Exercise aim:
Among the lines below, how many carry the string "code"? Reply with a number and nothing else.

(Interface markup and scripts)
--------------------------------------------------
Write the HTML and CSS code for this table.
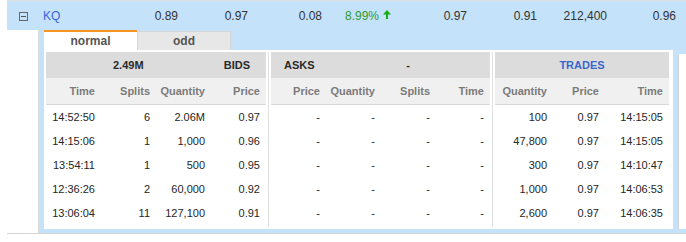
FILE: index.html
```html
<!DOCTYPE html>
<html>
<head>
<meta charset="utf-8">
<link rel="stylesheet" href="styles.css">
</head>
<body>
<div class="grid">
  <div class="main">
    <div class="toggle"><span class="minus"><span class="bar"></span></span></div>
    <div class="cell name">KQ</div>
    <div class="cell w70">0.89</div>
    <div class="cell w70">0.97</div>
    <div class="cell w74">0.08</div>
    <div class="cell w69 up">8.99%<svg class="arrow" width="8" height="9" viewBox="0 0 8 9"><path d="M4 0 L8 4.5 L5 4.5 L5 9 L3 9 L3 4.5 L0 4.5 Z" fill="#12b012"/></svg></div>
    <div class="cell w76">0.97</div>
    <div class="cell w70">0.91</div>
    <div class="cell w70">212,400</div>
    <div class="cell w69">0.96</div>
  </div>
  <div class="detail">
    <div class="blank"></div>
    <div class="detail-cell">
      <div class="detail-wrap">
        <div class="tabs">
          <div class="tab active">normal</div>
          <div class="tab idle">odd</div>
        </div>
        <div class="panel">
          <div class="section bids">
            <div class="hdr bids-hdr"><span>2.49M</span><span>BIDS</span></div>
            <div class="sub"><span>Time</span><span>Splits</span><span>Quantity</span><span>Price</span></div>
            <div class="drow"><span>14:52:50</span><span>6</span><span>2.06M</span><span>0.97</span></div>
            <div class="drow"><span>14:15:06</span><span>1</span><span>1,000</span><span>0.96</span></div>
            <div class="drow"><span>13:54:11</span><span>1</span><span>500</span><span>0.95</span></div>
            <div class="drow"><span>12:36:26</span><span>2</span><span>60,000</span><span>0.92</span></div>
            <div class="drow"><span>13:06:04</span><span>11</span><span>127,100</span><span>0.91</span></div>
          </div>
          <div class="sep"></div>
          <div class="section asks">
            <div class="hdr asks-hdr"><span>ASKS</span><span>-</span></div>
            <div class="sub"><span>Price</span><span>Quantity</span><span>Splits</span><span>Time</span></div>
            <div class="drow"><span>-</span><span>-</span><span>-</span><span>-</span></div>
            <div class="drow"><span>-</span><span>-</span><span>-</span><span>-</span></div>
            <div class="drow"><span>-</span><span>-</span><span>-</span><span>-</span></div>
            <div class="drow"><span>-</span><span>-</span><span>-</span><span>-</span></div>
            <div class="drow"><span>-</span><span>-</span><span>-</span><span>-</span></div>
          </div>
          <div class="sep"></div>
          <div class="section trades">
            <div class="hdr trades-hdr"><span>TRADES</span></div>
            <div class="sub"><span>Quantity</span><span>Price</span><span>Time</span></div>
            <div class="drow"><span>100</span><span>0.97</span><span>14:15:05</span></div>
            <div class="drow"><span>47,800</span><span>0.97</span><span>14:15:05</span></div>
            <div class="drow"><span>300</span><span>0.97</span><span>14:10:47</span></div>
            <div class="drow"><span>1,000</span><span>0.97</span><span>14:06:53</span></div>
            <div class="drow"><span>2,600</span><span>0.97</span><span>14:06:35</span></div>
          </div>
        </div>
      </div>
      <div class="side"></div>
    </div>
  </div>
</div>
</body>
</html>
```
FILE: styles.css
```css
body {
  margin: 0;
  font-family: "Liberation Sans", Arial, sans-serif;
  color: #333;
  background: #fff;
}
.grid {
  margin-left: 7px;
  border-top: 1px solid #dedede;
  border-bottom: 1px solid #d4d4d4;
}
.main {
  display: flex;
  align-items: center;
  height: 29px;
  background: #c5e2fb;
  font-size: 12px;
}
.toggle {
  width: 32px;
  display: flex;
  justify-content: center;
  flex: none;
}
.minus {
  width: 7px;
  height: 7px;
  border: 1px solid #666;
  display: flex;
  align-items: center;
  justify-content: center;
  margin-top: 1px;
}
.bar {
  width: 5px;
  height: 1px;
  background: #555;
}
.cell {
  flex: none;
  box-sizing: border-box;
  text-align: right;
  padding-right: 5px;
  color: #333;
}
.name {
  width: 74px;
  text-align: left;
  padding-left: 4px;
  color: #3a63d6;
}
.w69 { width: 69px; }
.w70 { width: 70px; }
.w74 { width: 74px; }
.w76 { width: 76px; }
.up {
  color: #2f9a2f;
  display: flex;
  align-items: center;
  justify-content: flex-end;
  gap: 4px;
}
.arrow { display: block; margin-top: -2px; }

.detail {
  display: flex;
}
.blank {
  width: 31px;
  flex: none;
  border-right: 1px solid #dcdcdc;
}
.detail-cell {
  flex: 1;
  display: flex;
  align-items: flex-start;
  background: #c5e2fb;
  padding: 0 0 4px 5px;
  overflow: hidden;
}
.detail-wrap {
  width: 629px;
  flex: none;
}
.tabs {
  display: flex;
  height: 20px;
}
.tab {
  font-size: 12px;
  font-weight: bold;
  color: #555;
  text-align: center;
  box-sizing: border-box;
}
.active {
  width: 93px;
  background: #fff;
  border-top: 2px solid #f7941e;
  line-height: 18px;
}
.idle {
  width: 94px;
  margin-top: 1px;
  height: 19px;
  line-height: 18px;
  background: #e7e7e7;
  border: 1px solid #d6d6d6;
  border-bottom: none;
}
.panel {
  display: flex;
  background: #fff;
  padding: 2px 4px 2px 2px;
}
.section {
  display: flex;
  flex-direction: column;
  padding-bottom: 2px;
  font-size: 11px;
}
.bids { width: 220px; }
.asks { width: 219px; }
.trades { width: 174px; }
.sep {
  width: 1px;
  margin: 0 2px;
  background: #e0e0e0;
}
.hdr {
  height: 26px;
  display: flex;
  align-items: center;
  background: #dcdcdc;
  font-weight: bold;
  color: #2a2a2a;
}
.bids-hdr {
  justify-content: space-between;
  padding: 0 16px 0 67px;
}
.asks-hdr {
  justify-content: space-between;
  padding: 0 80px 0 13px;
}
.trades-hdr {
  justify-content: center;
  color: #3a66cc;
}
.sub, .drow {
  display: grid;
  align-items: center;
}
.sub {
  height: 26px;
  background: #f0f0f0;
  border-bottom: 1px solid #d8d8d8;
  font-weight: bold;
  color: #7b7b7b;
}
.drow {
  height: 24px;
  color: #262626;
}
.sub span, .drow span {
  text-align: right;
  padding-right: 6px;
}
.bids .sub, .bids .drow { grid-template-columns: 55px 55px 55px 55px; }
.asks .sub, .asks .drow { grid-template-columns: 55px 55px 55px 54px; }
.trades .sub, .trades .drow { grid-template-columns: 58px 52px 64px; }
.side {
  flex: 1;
  margin: 24px 0 0 5px;
  height: 175px;
  background: #fff;
  border-left: 1px solid #cfcfcf;
}
```
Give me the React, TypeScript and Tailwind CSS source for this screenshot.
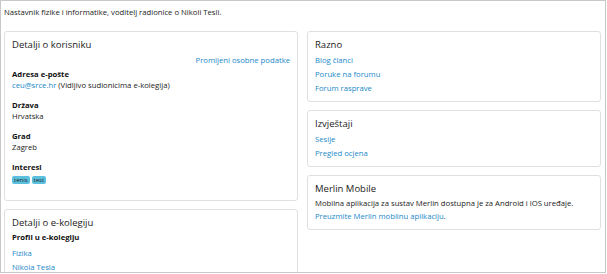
const font = { fontFamily: '"Open Sans", "Noto Sans", sans-serif' }

function Card({ title, children, className = '' }: { title: string; children: React.ReactNode; className?: string }) {
  return (
    <div className={`rounded-[3px] border border-[#e0e0e0] bg-white px-[7px] pt-[6px] ${className}`}>
      <h3 className="text-[9.5px] leading-[14px] text-[#222]">{title}</h3>
      {children}
    </div>
  )
}

function Field({ label, children }: { label: string; children: React.ReactNode }) {
  return (
    <div className="mb-[9px]">
      <div className="font-bold leading-[11px] text-[#111]">{label}</div>
      <div className="leading-[11px] text-[#222]">{children}</div>
    </div>
  )
}

const linkCls = 'block leading-[14px] text-[#2189c9]'

export default function App() {
  return (
    <div className="h-[274px] w-[607px] overflow-hidden bg-white text-[7.7px] leading-[11px]" style={font}>
      <div className="h-[273px] w-[606px] overflow-hidden border border-[#c8c8c8] px-[3px]">
        <p className="pt-[5px] leading-[12px] text-[#222]">
          Nastavnik fizike i informatike, voditelj radionice o Nikoli Tesli.
        </p>

        <div className="mt-[13px] grid grid-cols-[294px_294px] gap-x-[9px]">
          {/* left column */}
          <div className="flex flex-col gap-[8px]">
            <Card title="Detalji o korisniku" className="h-[170px]">
              <div className="mt-[3px] text-right leading-[11px] text-[#2189c9]">Promijeni osobne podatke</div>
              <div className="mt-[3px]">
                <Field label="Adresa e-pošte">
                  <span className="text-[#2189c9]">ceu@srce.hr</span> (Vidljivo sudionicima e-kolegija)
                </Field>
                <Field label="Država">Hrvatska</Field>
                <Field label="Grad">Zagreb</Field>
                <div className="font-bold leading-[11px] text-[#111]">Interesi</div>
                <div className="mt-[3px] flex gap-[2px]">
                  <span className="rounded-[2px] bg-[#5bc0de] px-[2px] text-[6px] leading-[8px] text-[#1d2125]">tenis</span>
                  <span className="rounded-[2px] bg-[#5bc0de] px-[2px] text-[6px] leading-[8px] text-[#1d2125]">test</span>
                </div>
              </div>
            </Card>
            <Card title="Detalji o e-kolegiju" className="h-[80px]">
              <div className="mt-[2px] font-bold leading-[11px] text-[#111]">Profil u e-kolegiju</div>
              <div className="mt-[3px]">
                <a className={linkCls}>Fizika</a>
                <a className={linkCls}>Nikola Tesla</a>
              </div>
            </Card>
          </div>

          {/* right column */}
          <div className="flex flex-col gap-[8px]">
            <Card title="Razno" className="h-[71px]">
              <div className="mt-[1px]">
                <a className={linkCls}>Blog članci</a>
                <a className={linkCls}>Poruke na forumu</a>
                <a className={linkCls}>Forum rasprave</a>
              </div>
            </Card>
            <Card title="Izvještaji" className="h-[57px]">
              <div className="mt-[1px]">
                <a className={linkCls}>Sesije</a>
                <a className={linkCls}>Pregled ocjena</a>
              </div>
            </Card>
            <Card title="Merlin Mobile" className="h-[55px]">
              <p className="mt-[1px] leading-[13px] text-[#222]">
                Mobilna aplikacija za sustav Merlin dostupna je za Android i iOS uređaje.
                <br />
                <span className="text-[#2189c9]">Preuzmite Merlin mobilnu aplikaciju</span>.
              </p>
            </Card>
          </div>
        </div>
      </div>
    </div>
  )
}
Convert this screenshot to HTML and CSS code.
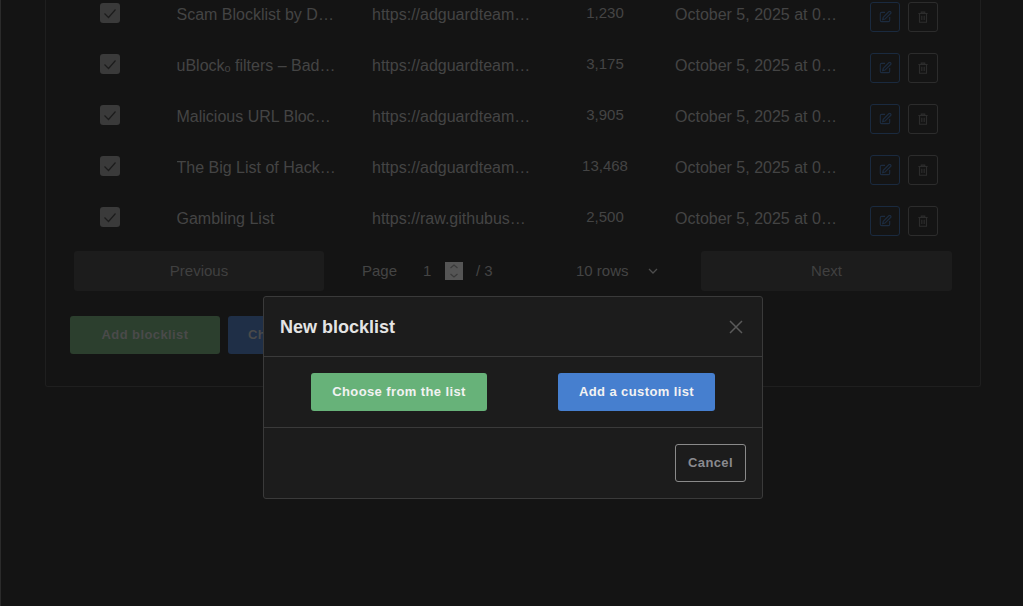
FILE: index.html
```html
<!DOCTYPE html>
<html lang="en">
<head>
<meta charset="utf-8">
<title>Blocklists</title>
<link rel="stylesheet" href="styles.css">
</head>
<body>
<main class="page">
  <section class="card">
    <div class="table">
      <div class="row">
        <span class="check"><svg viewBox="0 0 20 20"><path d="M4.500 10.500l4 4 7-8"/></svg></span>
        <span class="name">Scam Blocklist by DurableNapkin</span>
        <span class="url">https://adguardteam.github.io/list</span>
        <span class="num">1,230</span>
        <span class="date">October 5, 2025 at 04:12</span>
        <span class="actions">
          <span class="act act-edit"><svg viewBox="0 0 24 24"><path d="M12 4H6a2 2 0 0 0-2 2v12a2 2 0 0 0 2 2h12a2 2 0 0 0 2-2v-6"/><path d="M18.500 3a2.100 2.100 0 0 1 3 3L12 15.500l-4 1 1-4z"/></svg></span>
          <span class="act"><svg viewBox="0 0 24 24"><path d="M4 6h16M9 6V3.500h6V6M6 6v15h12V6M10 10v7M14 10v7"/></svg></span>
        </span>
      </div>
      <div class="row">
        <span class="check"><svg viewBox="0 0 20 20"><path d="M4.500 10.500l4 4 7-8"/></svg></span>
        <span class="name">uBlockₒ filters – Badware risks list</span>
        <span class="url">https://adguardteam.github.io/list</span>
        <span class="num">3,175</span>
        <span class="date">October 5, 2025 at 04:12</span>
        <span class="actions">
          <span class="act act-edit"><svg viewBox="0 0 24 24"><path d="M12 4H6a2 2 0 0 0-2 2v12a2 2 0 0 0 2 2h12a2 2 0 0 0 2-2v-6"/><path d="M18.500 3a2.100 2.100 0 0 1 3 3L12 15.500l-4 1 1-4z"/></svg></span>
          <span class="act"><svg viewBox="0 0 24 24"><path d="M4 6h16M9 6V3.500h6V6M6 6v15h12V6M10 10v7M14 10v7"/></svg></span>
        </span>
      </div>
      <div class="row">
        <span class="check"><svg viewBox="0 0 20 20"><path d="M4.500 10.500l4 4 7-8"/></svg></span>
        <span class="name">Malicious URL Blocklist long</span>
        <span class="url">https://adguardteam.github.io/list</span>
        <span class="num">3,905</span>
        <span class="date">October 5, 2025 at 04:12</span>
        <span class="actions">
          <span class="act act-edit"><svg viewBox="0 0 24 24"><path d="M12 4H6a2 2 0 0 0-2 2v12a2 2 0 0 0 2 2h12a2 2 0 0 0 2-2v-6"/><path d="M18.500 3a2.100 2.100 0 0 1 3 3L12 15.500l-4 1 1-4z"/></svg></span>
          <span class="act"><svg viewBox="0 0 24 24"><path d="M4 6h16M9 6V3.500h6V6M6 6v15h12V6M10 10v7M14 10v7"/></svg></span>
        </span>
      </div>
      <div class="row">
        <span class="check"><svg viewBox="0 0 20 20"><path d="M4.500 10.500l4 4 7-8"/></svg></span>
        <span class="name">The Big List of Hacked Malware Sites</span>
        <span class="url">https://adguardteam.github.io/list</span>
        <span class="num">13,468</span>
        <span class="date">October 5, 2025 at 04:12</span>
        <span class="actions">
          <span class="act act-edit"><svg viewBox="0 0 24 24"><path d="M12 4H6a2 2 0 0 0-2 2v12a2 2 0 0 0 2 2h12a2 2 0 0 0 2-2v-6"/><path d="M18.500 3a2.100 2.100 0 0 1 3 3L12 15.500l-4 1 1-4z"/></svg></span>
          <span class="act"><svg viewBox="0 0 24 24"><path d="M4 6h16M9 6V3.500h6V6M6 6v15h12V6M10 10v7M14 10v7"/></svg></span>
        </span>
      </div>
      <div class="row">
        <span class="check"><svg viewBox="0 0 20 20"><path d="M4.500 10.500l4 4 7-8"/></svg></span>
        <span class="name">Gambling List</span>
        <span class="url">https://raw.githubusercontent.com/list</span>
        <span class="num">2,500</span>
        <span class="date">October 5, 2025 at 04:12</span>
        <span class="actions">
          <span class="act act-edit"><svg viewBox="0 0 24 24"><path d="M12 4H6a2 2 0 0 0-2 2v12a2 2 0 0 0 2 2h12a2 2 0 0 0 2-2v-6"/><path d="M18.500 3a2.100 2.100 0 0 1 3 3L12 15.500l-4 1 1-4z"/></svg></span>
          <span class="act"><svg viewBox="0 0 24 24"><path d="M4 6h16M9 6V3.500h6V6M6 6v15h12V6M10 10v7M14 10v7"/></svg></span>
        </span>
      </div>
    </div>

    <nav class="pager">
      <span class="pager-btn">Previous</span>
      <div class="pager-mid">
        <span class="pager-page">Page</span>
        <span class="pager-input">1</span>
        <span class="spin"><svg viewBox="0 0 18 18"><path d="M5.500 6L9 3l3.500 3M5.500 12L9 15l3.500-3"/></svg></span>
        <span class="pager-total">/ 3</span>
        <span class="pager-rows">10 rows</span>
        <svg class="chev" viewBox="0 0 12 12"><path d="M2 4l4 4 4-4"/></svg>
      </div>
      <span class="pager-btn pager-btn-next">Next</span>
    </nav>

    <div class="card-actions">
      <span class="btn-dim btn-dim-green">Add blocklist</span>
      <span class="btn-dim btn-dim-blue">Check for updates</span>
    </div>
  </section>
</main>

<div class="modal" role="dialog">
  <header class="modal-head">
    <h2 class="modal-title">New blocklist</h2>
    <svg class="close" viewBox="0 0 14 14"><path d="M1 1l12 12M13 1L1 13"/></svg>
  </header>
  <div class="modal-body">
    <button class="btn btn-green">Choose from the list</button>
    <button class="btn btn-blue">Add a custom list</button>
  </div>
  <footer class="modal-foot">
    <button class="btn btn-cancel">Cancel</button>
  </footer>
</div>
</body>
</html>
```

FILE: styles.css
```css
* { box-sizing: border-box; }
html, body { margin: 0; height: 100%; overflow: hidden; }
body {
  background: #141414;
  font-family: "Liberation Sans", Arial, sans-serif;
  color: #4a4a4a;
}
.page {
  height: 606px;
  padding: 0 42px 0 44px;
  border-left: 1px solid #2b2b2b;
}
.card {
  display: flow-root;
  height: 387px;
  border: 1px solid #1f1f1f;
  border-top: 0;
  border-radius: 0 0 3px 3px;
  padding: 0 24px;
}
.table { margin: -11px 4px 0 4px; }
.row {
  display: grid;
  grid-template-columns: 102.500px 195.500px 183px 100px 215px 82px;
  align-items: center;
  height: 51px;
  font-size: 16px;
}
.check {
  width: 20px;
  height: 20px;
  margin-left: 26px;
  background: #3a3a3a;
  border-radius: 3px;
  position: relative;
  top: -2px;
}
.check svg { display: block; width: 20px; height: 20px; fill: none; stroke: #1c1c1c; stroke-width: 1.200; }
.name, .url, .date {
  white-space: nowrap;
  overflow: hidden;
  text-overflow: ellipsis;
  color: #444;
}
.name { width: 160px; }
.url { width: 159px; }
.date { width: 163px; margin-left: 20px; }
.num { text-align: center; font-size: 15px; position: relative; top: -2px; color: #444; }
.actions { display: flex; gap: 8px; position: relative; top: 2px; }
.act {
  width: 30px;
  height: 30px;
  border: 1px solid #2c2c2c;
  border-radius: 3px;
  display: flex;
  align-items: center;
  justify-content: center;
  flex: none;
}
.act svg { width: 14px; height: 14px; fill: none; stroke: #2c2c2c; stroke-width: 2; }
.act-edit { border-color: #1a2a3f; }
.act-edit svg { stroke: #1c2b3f; }
.pager {
  display: flex;
  align-items: center;
  margin: 7px 4px 0 4px;
  height: 40px;
  width: 878px;
  font-size: 15px;
}
.pager-btn {
  width: 250px;
  height: 40px;
  flex: none;
  padding-bottom: 2px;
  background: #1c1c1c;
  border-radius: 3px;
  display: flex;
  align-items: center;
  justify-content: center;
  color: #404040;
}
.pager-btn-next { width: 251px; }
.pager-mid { display: flex; align-items: center; flex: 1; padding: 0 0 2px 38px; color: #444; }
.pager-page { width: 61px; }
.pager-input { width: 22px; }
.spin { width: 18px; height: 18px; margin-top: 2px; background: #555; flex: none; }
.spin svg { display: block; width: 18px; height: 18px; fill: none; stroke: #3a3a3a; stroke-width: 1.200; }
.pager-total { margin-left: 13px; width: 100px; }
.pager-rows { width: 71px; }
.chev { width: 12px; height: 12px; margin-top: 2px; fill: none; stroke: #4d4d4d; stroke-width: 1.300; }
.card-actions { display: flex; gap: 8px; margin-top: 25px; }
.btn-dim {
  height: 38px;
  padding-bottom: 2px;
  display: flex;
  align-items: center;
  justify-content: center;
  border-radius: 3px;
  font-size: 13px;
  font-weight: 700;
  letter-spacing: .4px;
  color: #4a4a4a;
  white-space: nowrap;
}
.btn-dim-green { width: 150px; background: #2c3f2e; }
.btn-dim-blue { width: 160px; background: #1f2f47; }
.modal {
  position: absolute;
  left: 263px;
  top: 296px;
  width: 500px;
  height: 203px;
  background: #1c1c1c;
  border: 1px solid #3a3a3a;
  border-radius: 3px;
  display: flex;
  flex-direction: column;
}
.modal-head {
  height: 60px;
  flex: none;
  display: flex;
  align-items: center;
  justify-content: space-between;
  padding: 1px 19px 0 16px;
  border-bottom: 1px solid #3a3a3a;
}
.modal-title { margin: 0; font-size: 18px; font-weight: 700; color: #e4e4e4; }
.close { width: 14px; height: 14px; margin-top: -1px; fill: none; stroke: #5a5a5a; stroke-width: 1.500; }
.modal-body {
  height: 71px;
  flex: none;
  padding: 0 47px;
  display: flex;
  align-items: center;
  border-bottom: 1px solid #3a3a3a;
  gap: 71px;
}
.modal-foot { flex: 1; display: flex; align-items: center; justify-content: flex-end; padding: 0 16px; }
.btn {
  height: 38px;
  border: 0;
  border-radius: 3px;
  font-family: inherit;
  font-size: 13px;
  font-weight: 700;
  letter-spacing: .4px;
  color: #f2f2f2;
  padding: 0 0 2px;
}
.btn-green { width: 176px; background: #67b279; }
.btn-blue { width: 157px; background: #467fcf; }
.btn-cancel { width: 71px; background: transparent; border: 1px solid #8a8a8a; color: #8a8a8f; }
```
--------------------------------------------------
Exercise answer:
2